Extracted records ->
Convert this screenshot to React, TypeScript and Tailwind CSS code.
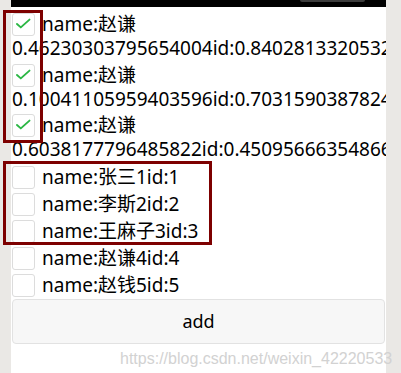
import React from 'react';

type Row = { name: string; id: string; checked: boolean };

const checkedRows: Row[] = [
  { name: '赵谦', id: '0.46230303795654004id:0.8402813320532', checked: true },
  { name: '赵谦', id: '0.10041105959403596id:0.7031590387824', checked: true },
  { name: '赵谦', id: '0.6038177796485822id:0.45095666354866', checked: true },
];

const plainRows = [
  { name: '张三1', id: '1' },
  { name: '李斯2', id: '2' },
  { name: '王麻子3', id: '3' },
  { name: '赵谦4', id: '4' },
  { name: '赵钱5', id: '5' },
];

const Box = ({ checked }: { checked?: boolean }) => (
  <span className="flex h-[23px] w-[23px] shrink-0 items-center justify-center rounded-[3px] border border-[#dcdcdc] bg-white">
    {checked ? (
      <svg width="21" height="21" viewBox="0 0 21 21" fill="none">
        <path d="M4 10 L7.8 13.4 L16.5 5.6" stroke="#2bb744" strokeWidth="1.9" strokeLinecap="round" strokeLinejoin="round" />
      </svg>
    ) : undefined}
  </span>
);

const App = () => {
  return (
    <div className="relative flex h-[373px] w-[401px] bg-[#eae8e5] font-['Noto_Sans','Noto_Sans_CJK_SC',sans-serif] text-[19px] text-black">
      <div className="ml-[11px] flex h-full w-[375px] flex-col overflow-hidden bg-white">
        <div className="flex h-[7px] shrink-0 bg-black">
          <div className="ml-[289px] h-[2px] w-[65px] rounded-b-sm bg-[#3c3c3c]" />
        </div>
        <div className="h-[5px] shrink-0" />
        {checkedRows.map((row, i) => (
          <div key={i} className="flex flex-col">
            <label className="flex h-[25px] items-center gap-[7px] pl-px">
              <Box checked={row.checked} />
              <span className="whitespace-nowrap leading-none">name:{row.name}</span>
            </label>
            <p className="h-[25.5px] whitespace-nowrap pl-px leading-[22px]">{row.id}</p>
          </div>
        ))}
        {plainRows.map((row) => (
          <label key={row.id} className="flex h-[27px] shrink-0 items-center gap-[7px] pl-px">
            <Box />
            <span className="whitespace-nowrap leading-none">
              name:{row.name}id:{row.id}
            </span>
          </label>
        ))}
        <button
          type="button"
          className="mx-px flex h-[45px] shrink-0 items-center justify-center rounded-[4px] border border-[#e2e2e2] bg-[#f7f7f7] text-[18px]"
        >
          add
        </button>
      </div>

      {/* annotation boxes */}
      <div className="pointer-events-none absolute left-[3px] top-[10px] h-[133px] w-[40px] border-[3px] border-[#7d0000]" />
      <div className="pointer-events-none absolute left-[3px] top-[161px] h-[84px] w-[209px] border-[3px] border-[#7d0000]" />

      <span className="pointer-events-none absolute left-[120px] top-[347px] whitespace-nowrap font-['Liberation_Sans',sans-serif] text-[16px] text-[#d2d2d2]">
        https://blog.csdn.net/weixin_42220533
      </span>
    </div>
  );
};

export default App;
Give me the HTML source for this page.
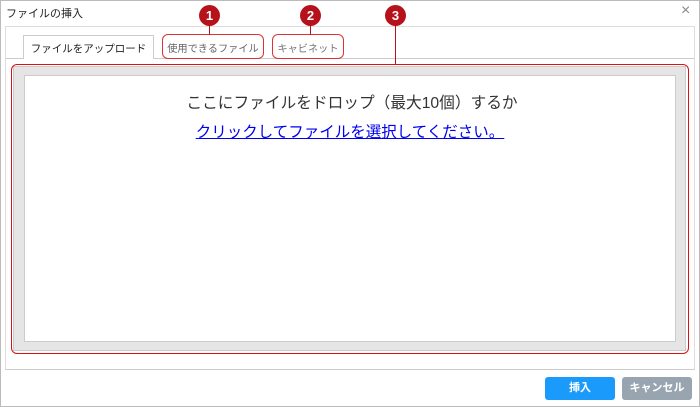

Set exercise ->
Pictures are excluded; copy every other part of the records exactly.

Written response ->
Convert this screenshot to React, TypeScript and Tailwind CSS code.
import React from 'react';

type Row = { name: string; id: string; checked: boolean };

const checkedRows: Row[] = [
  { name: '赵谦', id: '0.46230303795654004id:0.8402813320532', checked: true },
  { name: '赵谦', id: '0.10041105959403596id:0.7031590387824', checked: true },
  { name: '赵谦', id: '0.6038177796485822id:0.45095666354866', checked: true },
];

const plainRows = [
  { name: '张三1', id: '1' },
  { name: '李斯2', id: '2' },
  { name: '王麻子3', id: '3' },
  { name: '赵谦4', id: '4' },
  { name: '赵钱5', id: '5' },
];

const Box = ({ checked }: { checked?: boolean }) => (
  <span className="flex h-[23px] w-[23px] shrink-0 items-center justify-center rounded-[3px] border border-[#dcdcdc] bg-white">
    {checked ? (
      <svg width="21" height="21" viewBox="0 0 21 21" fill="none">
        <path d="M4 10 L7.8 13.4 L16.5 5.6" stroke="#2bb744" strokeWidth="1.9" strokeLinecap="round" strokeLinejoin="round" />
      </svg>
    ) : undefined}
  </span>
);

const App = () => {
  return (
    <div className="relative flex h-[373px] w-[401px] bg-[#eae8e5] font-['Noto_Sans','Noto_Sans_CJK_SC',sans-serif] text-[19px] text-black">
      <div className="ml-[11px] flex h-full w-[375px] flex-col overflow-hidden bg-white">
        <div className="flex h-[7px] shrink-0 bg-black">
          <div className="ml-[289px] h-[2px] w-[65px] rounded-b-sm bg-[#3c3c3c]" />
        </div>
        <div className="h-[5px] shrink-0" />
        {checkedRows.map((row, i) => (
          <div key={i} className="flex flex-col">
            <label className="flex h-[25px] items-center gap-[7px] pl-px">
              <Box checked={row.checked} />
              <span className="whitespace-nowrap leading-none">name:{row.name}</span>
            </label>
            <p className="h-[25.5px] whitespace-nowrap pl-px leading-[22px]">{row.id}</p>
          </div>
        ))}
        {plainRows.map((row) => (
          <label key={row.id} className="flex h-[27px] shrink-0 items-center gap-[7px] pl-px">
            <Box />
            <span className="whitespace-nowrap leading-none">
              name:{row.name}id:{row.id}
            </span>
          </label>
        ))}
        <button
          type="button"
          className="mx-px flex h-[45px] shrink-0 items-center justify-center rounded-[4px] border border-[#e2e2e2] bg-[#f7f7f7] text-[18px]"
        >
          add
        </button>
      </div>

      {/* annotation boxes */}
      <div className="pointer-events-none absolute left-[3px] top-[10px] h-[133px] w-[40px] border-[3px] border-[#7d0000]" />
      <div className="pointer-events-none absolute left-[3px] top-[161px] h-[84px] w-[209px] border-[3px] border-[#7d0000]" />

      <span className="pointer-events-none absolute left-[120px] top-[347px] whitespace-nowrap font-['Liberation_Sans',sans-serif] text-[16px] text-[#d2d2d2]">
        https://blog.csdn.net/weixin_42220533
      </span>
    </div>
  );
};

export default App;
Give me the HTML source for this page.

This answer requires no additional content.